Copy each line below exactly and leave the pictures out.

GIVEN INFORMATION:
## START

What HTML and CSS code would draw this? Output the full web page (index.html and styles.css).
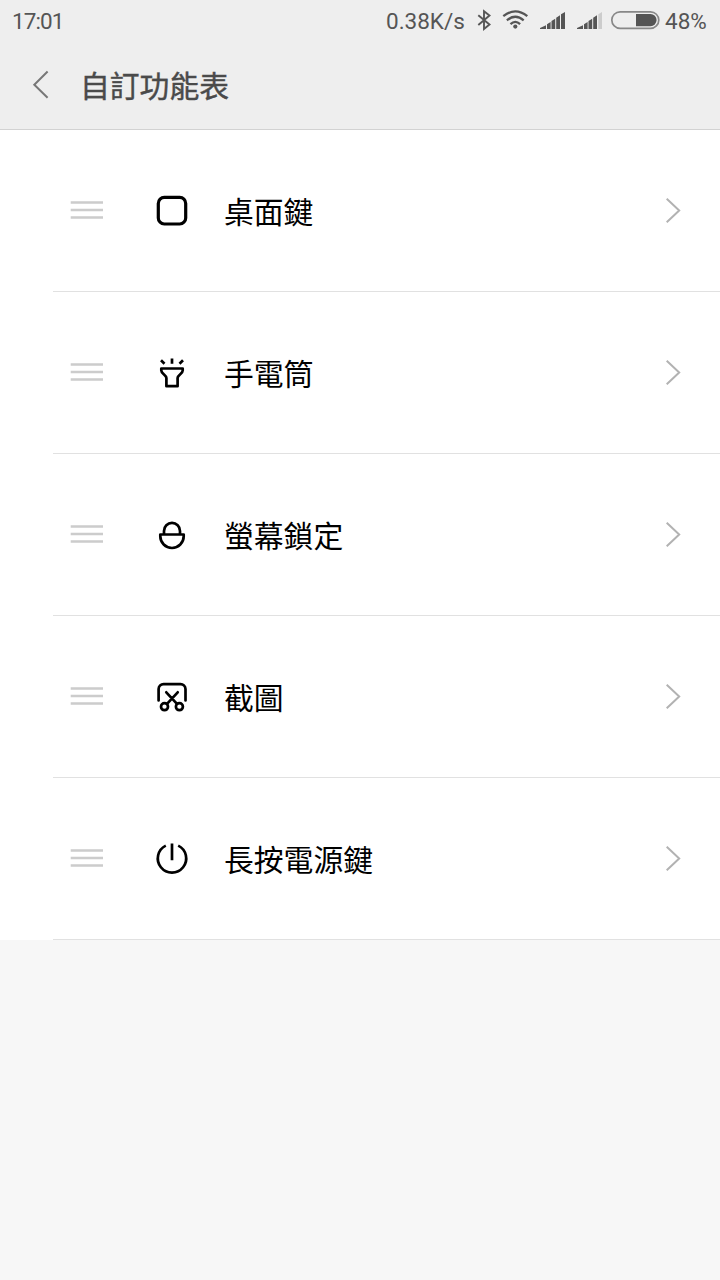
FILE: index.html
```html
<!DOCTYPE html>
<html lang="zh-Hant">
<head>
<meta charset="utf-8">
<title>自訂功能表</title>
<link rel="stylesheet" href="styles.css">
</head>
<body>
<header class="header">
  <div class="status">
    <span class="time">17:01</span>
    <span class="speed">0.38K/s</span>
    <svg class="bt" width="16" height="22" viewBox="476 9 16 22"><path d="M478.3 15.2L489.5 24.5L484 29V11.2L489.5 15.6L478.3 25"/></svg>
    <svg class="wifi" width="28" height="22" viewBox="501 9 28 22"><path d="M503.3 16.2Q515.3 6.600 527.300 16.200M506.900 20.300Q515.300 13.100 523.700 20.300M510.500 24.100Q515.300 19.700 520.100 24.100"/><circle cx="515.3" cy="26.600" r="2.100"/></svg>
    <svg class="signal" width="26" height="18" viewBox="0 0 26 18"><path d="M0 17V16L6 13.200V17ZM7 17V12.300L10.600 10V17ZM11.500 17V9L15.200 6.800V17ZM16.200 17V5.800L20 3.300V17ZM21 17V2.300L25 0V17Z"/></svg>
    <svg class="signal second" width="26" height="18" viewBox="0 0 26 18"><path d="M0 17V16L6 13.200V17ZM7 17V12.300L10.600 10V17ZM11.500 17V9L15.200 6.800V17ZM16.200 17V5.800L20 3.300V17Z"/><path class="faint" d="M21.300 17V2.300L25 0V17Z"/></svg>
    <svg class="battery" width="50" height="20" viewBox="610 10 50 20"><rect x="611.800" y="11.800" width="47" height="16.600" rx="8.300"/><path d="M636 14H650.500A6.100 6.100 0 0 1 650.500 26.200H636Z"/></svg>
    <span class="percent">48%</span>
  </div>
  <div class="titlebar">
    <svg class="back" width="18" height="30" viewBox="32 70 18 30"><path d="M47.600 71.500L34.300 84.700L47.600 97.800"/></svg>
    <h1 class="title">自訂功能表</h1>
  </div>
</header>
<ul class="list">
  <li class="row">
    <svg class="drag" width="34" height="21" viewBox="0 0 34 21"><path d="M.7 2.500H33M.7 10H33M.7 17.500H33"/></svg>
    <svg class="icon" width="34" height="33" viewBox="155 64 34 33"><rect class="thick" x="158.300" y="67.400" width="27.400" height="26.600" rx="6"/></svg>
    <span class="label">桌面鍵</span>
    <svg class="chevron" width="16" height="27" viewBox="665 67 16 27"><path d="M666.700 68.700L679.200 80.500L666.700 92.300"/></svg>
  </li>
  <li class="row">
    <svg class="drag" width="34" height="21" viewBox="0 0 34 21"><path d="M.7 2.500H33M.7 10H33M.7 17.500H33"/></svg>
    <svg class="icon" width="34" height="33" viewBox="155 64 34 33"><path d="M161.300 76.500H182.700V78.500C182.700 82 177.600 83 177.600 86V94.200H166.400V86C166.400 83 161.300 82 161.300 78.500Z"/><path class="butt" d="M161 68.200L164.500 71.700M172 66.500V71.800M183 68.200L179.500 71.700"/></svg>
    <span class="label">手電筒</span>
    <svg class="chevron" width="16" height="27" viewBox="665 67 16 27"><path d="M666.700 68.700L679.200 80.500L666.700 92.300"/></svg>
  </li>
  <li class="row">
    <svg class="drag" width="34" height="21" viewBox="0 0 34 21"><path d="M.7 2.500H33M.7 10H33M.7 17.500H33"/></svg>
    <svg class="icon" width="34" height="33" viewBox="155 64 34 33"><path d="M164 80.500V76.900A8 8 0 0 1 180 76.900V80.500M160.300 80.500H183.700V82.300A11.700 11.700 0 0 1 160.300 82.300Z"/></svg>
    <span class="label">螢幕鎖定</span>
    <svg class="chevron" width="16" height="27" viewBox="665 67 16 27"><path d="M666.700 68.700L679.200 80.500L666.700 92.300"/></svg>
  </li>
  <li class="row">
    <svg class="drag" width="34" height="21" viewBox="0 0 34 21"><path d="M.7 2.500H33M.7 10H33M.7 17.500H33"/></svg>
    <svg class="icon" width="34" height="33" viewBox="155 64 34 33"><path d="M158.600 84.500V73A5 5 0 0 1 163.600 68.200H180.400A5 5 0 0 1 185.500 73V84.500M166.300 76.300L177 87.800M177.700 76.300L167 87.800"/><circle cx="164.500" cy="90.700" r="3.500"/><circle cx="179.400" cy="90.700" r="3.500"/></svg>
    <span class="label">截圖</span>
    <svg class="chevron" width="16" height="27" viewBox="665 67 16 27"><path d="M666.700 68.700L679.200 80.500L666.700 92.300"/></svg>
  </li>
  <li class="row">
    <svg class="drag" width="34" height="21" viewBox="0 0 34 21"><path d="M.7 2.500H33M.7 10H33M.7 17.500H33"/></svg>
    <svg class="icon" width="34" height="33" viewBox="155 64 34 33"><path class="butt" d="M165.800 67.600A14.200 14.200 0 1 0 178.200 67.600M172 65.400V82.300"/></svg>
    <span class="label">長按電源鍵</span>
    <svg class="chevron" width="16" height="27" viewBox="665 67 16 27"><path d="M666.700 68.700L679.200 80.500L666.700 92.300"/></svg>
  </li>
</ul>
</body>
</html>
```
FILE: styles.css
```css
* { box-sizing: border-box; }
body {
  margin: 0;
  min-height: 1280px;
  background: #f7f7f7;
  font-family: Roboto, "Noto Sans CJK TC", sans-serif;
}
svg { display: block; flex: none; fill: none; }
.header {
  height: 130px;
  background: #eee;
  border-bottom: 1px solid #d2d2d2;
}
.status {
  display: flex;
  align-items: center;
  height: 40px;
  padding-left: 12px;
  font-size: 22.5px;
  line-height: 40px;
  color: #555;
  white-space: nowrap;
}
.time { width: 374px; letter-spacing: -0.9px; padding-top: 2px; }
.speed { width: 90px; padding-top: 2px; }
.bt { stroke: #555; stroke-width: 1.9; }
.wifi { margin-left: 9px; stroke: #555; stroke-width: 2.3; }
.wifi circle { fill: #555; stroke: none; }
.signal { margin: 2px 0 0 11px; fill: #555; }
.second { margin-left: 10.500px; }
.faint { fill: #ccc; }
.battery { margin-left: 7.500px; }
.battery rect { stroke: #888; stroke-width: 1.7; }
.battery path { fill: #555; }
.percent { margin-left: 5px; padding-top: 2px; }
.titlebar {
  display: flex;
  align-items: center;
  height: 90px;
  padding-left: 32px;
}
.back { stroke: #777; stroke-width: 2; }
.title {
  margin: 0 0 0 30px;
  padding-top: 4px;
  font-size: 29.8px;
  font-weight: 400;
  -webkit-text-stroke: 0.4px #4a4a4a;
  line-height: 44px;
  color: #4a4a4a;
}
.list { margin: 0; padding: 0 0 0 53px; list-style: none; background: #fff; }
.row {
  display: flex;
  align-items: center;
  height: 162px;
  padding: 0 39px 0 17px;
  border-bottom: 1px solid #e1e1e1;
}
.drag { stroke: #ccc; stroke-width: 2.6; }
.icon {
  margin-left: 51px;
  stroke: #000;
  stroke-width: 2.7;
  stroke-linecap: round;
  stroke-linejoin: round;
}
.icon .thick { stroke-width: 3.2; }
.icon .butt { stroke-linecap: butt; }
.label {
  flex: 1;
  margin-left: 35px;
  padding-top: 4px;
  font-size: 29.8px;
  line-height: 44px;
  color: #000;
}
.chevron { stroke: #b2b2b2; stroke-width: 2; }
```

## END

OUTPUT OF THE EXERCISE:
What HTML and CSS code would draw this? Output the full web page (index.html and styles.css).
FILE: index.html
```html
<!DOCTYPE html>
<html lang="zh-Hant">
<head>
<meta charset="utf-8">
<title>自訂功能表</title>
<link rel="stylesheet" href="styles.css">
</head>
<body>
<header class="header">
  <div class="status">
    <span class="time">17:01</span>
    <span class="speed">0.38K/s</span>
    <svg class="bt" width="16" height="22" viewBox="476 9 16 22"><path d="M478.3 15.2L489.5 24.5L484 29V11.2L489.5 15.6L478.3 25"/></svg>
    <svg class="wifi" width="28" height="22" viewBox="501 9 28 22"><path d="M503.3 16.2Q515.3 6.600 527.300 16.200M506.900 20.300Q515.300 13.100 523.700 20.300M510.500 24.100Q515.300 19.700 520.100 24.100"/><circle cx="515.3" cy="26.600" r="2.100"/></svg>
    <svg class="signal" width="26" height="18" viewBox="0 0 26 18"><path d="M0 17V16L6 13.200V17ZM7 17V12.300L10.600 10V17ZM11.500 17V9L15.200 6.800V17ZM16.200 17V5.800L20 3.300V17ZM21 17V2.300L25 0V17Z"/></svg>
    <svg class="signal second" width="26" height="18" viewBox="0 0 26 18"><path d="M0 17V16L6 13.200V17ZM7 17V12.300L10.600 10V17ZM11.500 17V9L15.200 6.800V17ZM16.200 17V5.800L20 3.300V17Z"/><path class="faint" d="M21.300 17V2.300L25 0V17Z"/></svg>
    <svg class="battery" width="50" height="20" viewBox="610 10 50 20"><rect x="611.800" y="11.800" width="47" height="16.600" rx="8.300"/><path d="M636 14H650.500A6.100 6.100 0 0 1 650.500 26.200H636Z"/></svg>
    <span class="percent">48%</span>
  </div>
  <div class="titlebar">
    <svg class="back" width="18" height="30" viewBox="32 70 18 30"><path d="M47.600 71.500L34.300 84.700L47.600 97.800"/></svg>
    <h1 class="title">自訂功能表</h1>
  </div>
</header>
<ul class="list">
  <li class="row">
    <svg class="drag" width="34" height="21" viewBox="0 0 34 21"><path d="M.7 2.500H33M.7 10H33M.7 17.500H33"/></svg>
    <svg class="icon" width="34" height="33" viewBox="155 64 34 33"><rect class="thick" x="158.300" y="67.400" width="27.400" height="26.600" rx="6"/></svg>
    <span class="label">桌面鍵</span>
    <svg class="chevron" width="16" height="27" viewBox="665 67 16 27"><path d="M666.700 68.700L679.200 80.500L666.700 92.300"/></svg>
  </li>
  <li class="row">
    <svg class="drag" width="34" height="21" viewBox="0 0 34 21"><path d="M.7 2.500H33M.7 10H33M.7 17.500H33"/></svg>
    <svg class="icon" width="34" height="33" viewBox="155 64 34 33"><path d="M161.300 76.500H182.700V78.500C182.700 82 177.600 83 177.600 86V94.200H166.400V86C166.400 83 161.300 82 161.300 78.500Z"/><path class="butt" d="M161 68.200L164.500 71.700M172 66.500V71.800M183 68.200L179.500 71.700"/></svg>
    <span class="label">手電筒</span>
    <svg class="chevron" width="16" height="27" viewBox="665 67 16 27"><path d="M666.700 68.700L679.200 80.500L666.700 92.300"/></svg>
  </li>
  <li class="row">
    <svg class="drag" width="34" height="21" viewBox="0 0 34 21"><path d="M.7 2.500H33M.7 10H33M.7 17.500H33"/></svg>
    <svg class="icon" width="34" height="33" viewBox="155 64 34 33"><path d="M164 80.500V76.900A8 8 0 0 1 180 76.900V80.500M160.300 80.500H183.700V82.300A11.700 11.700 0 0 1 160.300 82.300Z"/></svg>
    <span class="label">螢幕鎖定</span>
    <svg class="chevron" width="16" height="27" viewBox="665 67 16 27"><path d="M666.700 68.700L679.200 80.500L666.700 92.300"/></svg>
  </li>
  <li class="row">
    <svg class="drag" width="34" height="21" viewBox="0 0 34 21"><path d="M.7 2.500H33M.7 10H33M.7 17.500H33"/></svg>
    <svg class="icon" width="34" height="33" viewBox="155 64 34 33"><path d="M158.600 84.500V73A5 5 0 0 1 163.600 68.200H180.400A5 5 0 0 1 185.500 73V84.500M166.300 76.300L177 87.800M177.700 76.300L167 87.800"/><circle cx="164.500" cy="90.700" r="3.500"/><circle cx="179.400" cy="90.700" r="3.500"/></svg>
    <span class="label">截圖</span>
    <svg class="chevron" width="16" height="27" viewBox="665 67 16 27"><path d="M666.700 68.700L679.200 80.500L666.700 92.300"/></svg>
  </li>
  <li class="row">
    <svg class="drag" width="34" height="21" viewBox="0 0 34 21"><path d="M.7 2.500H33M.7 10H33M.7 17.500H33"/></svg>
    <svg class="icon" width="34" height="33" viewBox="155 64 34 33"><path class="butt" d="M165.800 67.600A14.200 14.200 0 1 0 178.200 67.600M172 65.400V82.300"/></svg>
    <span class="label">長按電源鍵</span>
    <svg class="chevron" width="16" height="27" viewBox="665 67 16 27"><path d="M666.700 68.700L679.200 80.500L666.700 92.300"/></svg>
  </li>
</ul>
</body>
</html>
```
FILE: styles.css
```css
* { box-sizing: border-box; }
body {
  margin: 0;
  min-height: 1280px;
  background: #f7f7f7;
  font-family: Roboto, "Noto Sans CJK TC", sans-serif;
}
svg { display: block; flex: none; fill: none; }
.header {
  height: 130px;
  background: #eee;
  border-bottom: 1px solid #d2d2d2;
}
.status {
  display: flex;
  align-items: center;
  height: 40px;
  padding-left: 12px;
  font-size: 22.5px;
  line-height: 40px;
  color: #555;
  white-space: nowrap;
}
.time { width: 374px; letter-spacing: -0.9px; padding-top: 2px; }
.speed { width: 90px; padding-top: 2px; }
.bt { stroke: #555; stroke-width: 1.9; }
.wifi { margin-left: 9px; stroke: #555; stroke-width: 2.3; }
.wifi circle { fill: #555; stroke: none; }
.signal { margin: 2px 0 0 11px; fill: #555; }
.second { margin-left: 10.500px; }
.faint { fill: #ccc; }
.battery { margin-left: 7.500px; }
.battery rect { stroke: #888; stroke-width: 1.7; }
.battery path { fill: #555; }
.percent { margin-left: 5px; padding-top: 2px; }
.titlebar {
  display: flex;
  align-items: center;
  height: 90px;
  padding-left: 32px;
}
.back { stroke: #777; stroke-width: 2; }
.title {
  margin: 0 0 0 30px;
  padding-top: 4px;
  font-size: 29.8px;
  font-weight: 400;
  -webkit-text-stroke: 0.4px #4a4a4a;
  line-height: 44px;
  color: #4a4a4a;
}
.list { margin: 0; padding: 0 0 0 53px; list-style: none; background: #fff; }
.row {
  display: flex;
  align-items: center;
  height: 162px;
  padding: 0 39px 0 17px;
  border-bottom: 1px solid #e1e1e1;
}
.drag { stroke: #ccc; stroke-width: 2.6; }
.icon {
  margin-left: 51px;
  stroke: #000;
  stroke-width: 2.7;
  stroke-linecap: round;
  stroke-linejoin: round;
}
.icon .thick { stroke-width: 3.2; }
.icon .butt { stroke-linecap: butt; }
.label {
  flex: 1;
  margin-left: 35px;
  padding-top: 4px;
  font-size: 29.8px;
  line-height: 44px;
  color: #000;
}
.chevron { stroke: #b2b2b2; stroke-width: 2; }
```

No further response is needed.